На Гену, ходившего на занятия в единственных застиранных джинсах и свитере домашней вязки, блатняки взирали с сонным недоумением, им казалось, что человек, не одетый в настоящие «вранглеры» и замшевую куртку, не имеет никакого права учиться на журналиста. Он в долгу не оставался и смотрел на них с презрением, как Мартин Иден на глупых и алчных добытчиков. Выходило, вроде бы, неплохо: брови от природы у него были хмурые, а подбородок Скорятин для достоверности выдвигал вперед. Наблюдательный Ренат называл такое выражение лица – «Чингачгук перед казнью». Но ни блатняки, ни Ласская ничего не замечали.

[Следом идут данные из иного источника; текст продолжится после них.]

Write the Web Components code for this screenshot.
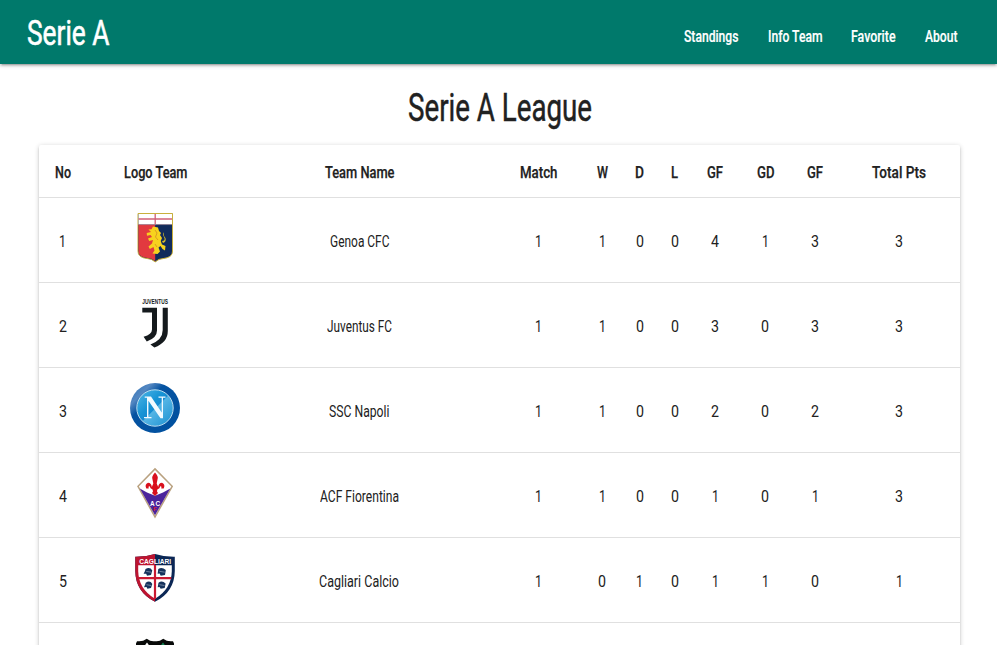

Познакомиться с Мариной поближе было невозможно: после занятий она никогда не задерживалась, быстро выходила за факультетские ворота, поворачивала направо и спускалась в метро. Иногда в начале улицы Герцена ее ждала машина, всегда одна и та же – «семерка» кофейного цвета. Но сквозь затемненные стекла так и не удалось разглядеть, кто ее встречает. А кто девушку встречает, тот и провожает. Потом Марина на два месяца пропала. Говорили: болеет. Вернулась худая, бледная, отрешенная, но уже не убегала после занятий, а, наоборот, могла подолгу сидеть на лавочке у памятника и курить, неподвижно глядя на тлеющую сигарету. Однокурсники и парни с других факультетов к ней давно уже не подкатывали – отшить-то она умела. Одному, самому нахальному, при всех дала в глаз.
Почему Гена решился подойти – объяснить невозможно. Просто бывают дни сердечной отваги, когда жизнь подвластна желаниям, а судьба кажется пластилином, из которого можно вылепить все, что захочешь. В молодости такие дни не редкость, с возрастом их становится все меньше, а старость – это когда понимаешь: жизнь уже не может измениться, она может только закончиться.
Ласская сидела одна на лавочке и остановившимся взглядом смотрела на огонек сигареты. Гена долго прятался за колонной, собираясь с силами. Наконец коротко выдохнул, точно хотел выпить рюмку, подошел к однокурснице и сел рядом. Она чуть отодвинулась, словно не узнала.
– Как дела? – хрипло спросил он.
– Пока не родила.
Скорятин настолько опешил от такого ответа, что покраснел и взмок. Марина это заметила и снисходительно улыбнулась (наверное, от сознания своей власти над начинающими мужчинами), но снова нахмурилась и уставилась на сигарету. Серый столбик пепла был уже не менее сантиметра.
– А-а тебе… – после неловкого молчания начал студент.
– Нет, мне не скучно, – не дав договорить, ответила она. – Мне никак. Понимаешь, ни-как.
– Понимаю. Можно куда-нибудь сходить.
– Например?
– Не знаю. Можно – на Лазунова.
– Кто это? Композитор?
– Нет, художник, – он кивнул на длинную очередь в Манеж, хорошо видную с горки.